Charged Debate: A Collision of Ethics, Economics, and Environment in Burbank

An evocative watercolor abstract painting depicting the harsh realities of child labor in mining operations in the Congo for rare earth elements used in EV batteries.

The city of Burbank, California, traditionally celebrated for its cornerstone contribution to the American film and television industry, has become a focal point for discussions around the future of electric vehicle (EV) technology. The key players include auto manufacturing giant Ford, Chinese battery producer Contemporary Amperex Technology Ltd. (CATL), and the municipal utility company Burbank Water and Power (BWP).

A recent partnership between Ford and CATL has spurred controversy, owing to claims of forced labor tied to CATL’s Xinjiang-based subsidiary. Ford maintains that the partnership would stimulate American job creation and accelerate battery technology advancement. However, the allegations surrounding labor rights abuse have garnered significant attention among Burbank’s citizens. As EVs grow increasingly prevalent in Burbank, the ethical issues surrounding the sourcing of their batteries carry increasing weight.

Adding another layer to the discourse, BWP has leveraged a statewide initiative named the Low Carbon Fuel Standard (LCFS) since 2014. Through this program, BWP earns and trades credits on the basis of the electricity it sells to charge EVs. This mechanism enables BWP to generate funding while simultaneously aiding in efforts to curb emissions from the transportation sector. However, this approach has not been without its critics, primarily due to the perceived competition it creates with private businesses in the EV charging market.

Companies like Tesla have been installing their own charging stations in Burbank, directly rivaling BWP’s services.

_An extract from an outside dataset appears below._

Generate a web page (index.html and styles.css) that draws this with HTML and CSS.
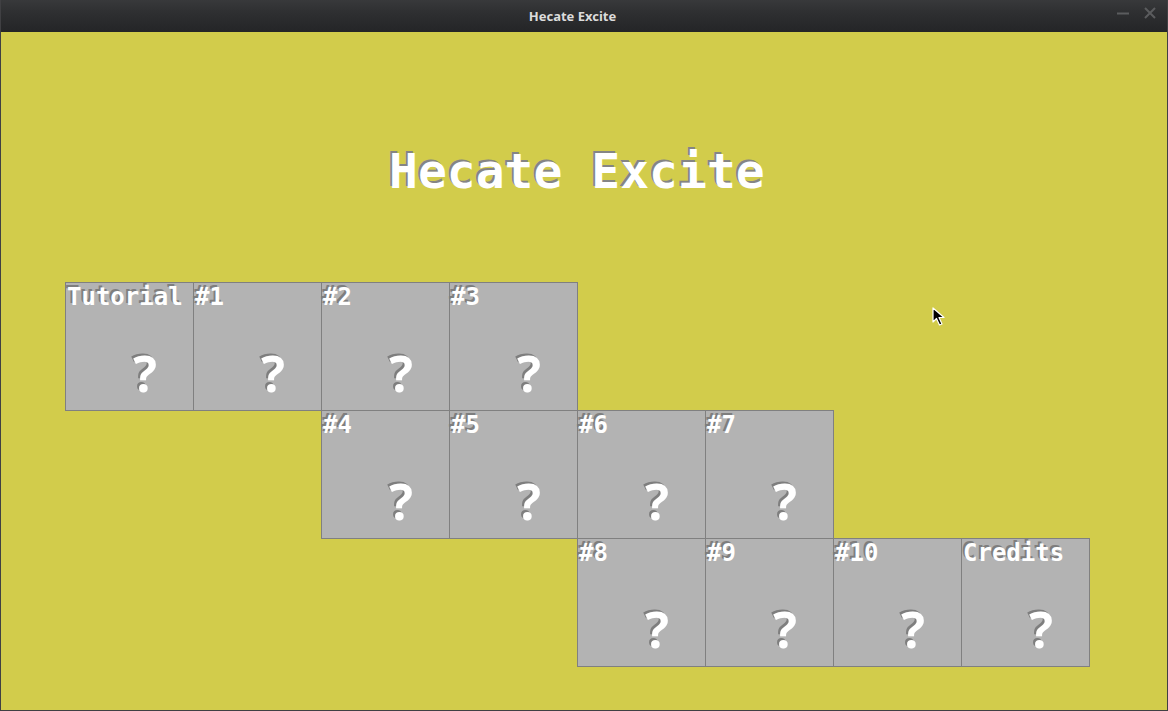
FILE: index.html
```html
<!DOCTYPE html>
<html>
<head>
<meta charset="utf-8">
<link rel="stylesheet" href="styles.css">
</head>
<body>
<div class="window">
  <div class="titlebar">
    <span class="wtitle">Hecate Excite</span>
    <div class="wbtns">
      <svg class="wbtn" width="14" height="14" viewBox="0 0 14 14"><path d="M1 7.5H13" stroke="#5b5c5e" stroke-width="2"/></svg>
      <svg class="wbtn" width="14" height="14" viewBox="0 0 14 14"><path d="M2 2L12 12M12 2L2 12" stroke="#5b5c5e" stroke-width="2"/></svg>
    </div>
  </div>
  <div class="content">
    <h1 class="title">Hecate Excite</h1>
    <div class="levels">
      <div class="tile r1 c1"><div class="label">Tutorial</div><div class="q">?</div></div>
      <div class="tile r1 c2"><div class="label">#1</div><div class="q">?</div></div>
      <div class="tile r1 c3"><div class="label">#2</div><div class="q">?</div></div>
      <div class="tile r1 c4"><div class="label">#3</div><div class="q">?</div></div>
      <div class="tile r2 c3"><div class="label">#4</div><div class="q">?</div></div>
      <div class="tile r2 c4"><div class="label">#5</div><div class="q">?</div></div>
      <div class="tile r2 c5"><div class="label">#6</div><div class="q">?</div></div>
      <div class="tile r2 c6"><div class="label">#7</div><div class="q">?</div></div>
      <div class="tile r3 c5"><div class="label">#8</div><div class="q">?</div></div>
      <div class="tile r3 c6"><div class="label">#9</div><div class="q">?</div></div>
      <div class="tile r3 c7"><div class="label">#10</div><div class="q">?</div></div>
      <div class="tile r3 c8"><div class="label">Credits</div><div class="q">?</div></div>
    </div>
    <svg class="cursor" width="14" height="20" viewBox="0 0 14 20"><path d="M1 1L1 15L4.5 11.5L7.5 18L10 17L7 10.5L12 10.5Z" fill="#000" stroke="#fff" stroke-width="1.2" stroke-linejoin="round"/></svg>
  </div>
</div>
</body>
</html>
```
FILE: styles.css
```css
html, body {
  margin: 0;
  padding: 0;
  background: #3a3a3c;
}
.window {
  width: 1168px;
  height: 711px;
  box-sizing: border-box;
  border: 1px solid #404043;
  border-top: none;
  display: flex;
  flex-direction: column;
  overflow: hidden;
}
.titlebar {
  height: 32px;
  flex: 0 0 32px;
  background: linear-gradient(#38393b, #2e2f31 40%, #242527);
  position: relative;
  display: flex;
  align-items: center;
  justify-content: center;
}
.wtitle {
  font-family: "Noto Sans", "Open Sans", sans-serif;
  font-weight: bold;
  font-size: 13px;
  color: #dcdcdc;
  margin-left: -23px;
}
.wbtns {
  position: absolute;
  right: 10px;
  top: 6px;
  display: flex;
  gap: 13px;
}
.content {
  flex: 1;
  background: #d2cc4b;
  position: relative;
}
.title {
  margin: 0;
  padding: 111px 0 0 388px;
  font-family: "DejaVu Sans Mono", monospace;
  font-weight: bold;
  font-size: 48px;
  line-height: 56px;
  color: #ffffff;
  text-shadow: -2px -2px 0 #858585;
}
.levels {
  margin: 83px 0 0 64px;
  display: grid;
  grid-template-columns: repeat(8, 128px);
  grid-template-rows: repeat(3, 128px);
}
.tile {
  width: 129px;
  height: 129px;
  box-sizing: border-box;
  border: 1px solid #808080;
  background: #b3b3b3;
}
.r1 { grid-row: 1; }
.r2 { grid-row: 2; }
.r3 { grid-row: 3; }
.c1 { grid-column: 1; }
.c2 { grid-column: 2; }
.c3 { grid-column: 3; }
.c4 { grid-column: 4; }
.c5 { grid-column: 5; }
.c6 { grid-column: 6; }
.c7 { grid-column: 7; }
.c8 { grid-column: 8; }
.label {
  font-family: "DejaVu Sans Mono", monospace;
  font-weight: bold;
  font-size: 24px;
  line-height: 28px;
  height: 28px;
  padding-left: 1px;
  color: #ffffff;
  text-shadow: -2px -2px 0 #7e7e7e;
  white-space: nowrap;
}
.q {
  margin-top: 33px;
  padding-left: 67px;
  font-family: "Noto Sans", sans-serif;
  font-weight: bold;
  font-size: 50px;
  line-height: 58px;
  color: #ffffff;
  text-shadow: -2px -2px 0 #7e7e7e;
}
.cursor {
  position: absolute;
  left: 931px;
  top: 275px;
}
```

Critics argue that BWP, backed by government-funded incentives originating from taxpayers, is unduly competing with private companies in the marketplace. The fear is that such competition may not create a level playing field, potentially stifling private enterprise.

Proponents, however, contend that BWP’s involvement in the LCFS program supports wider emissions reduction goals set forth by the state, dovetailing with California’s commitment to have all new cars and trucks sold in the state be zero-emission vehicles by 2035.

The unfolding situation in Burbank mirrors broader debates concerning the future of electric vehicles, the ethical complexities of global supply chains, and the appropriate role of government entities in the promotion of green technology. As these discussions progress, Burbank’s residents and policymakers will be grappling with choices that could have considerable ramifications for both the city’s economic and environmental future.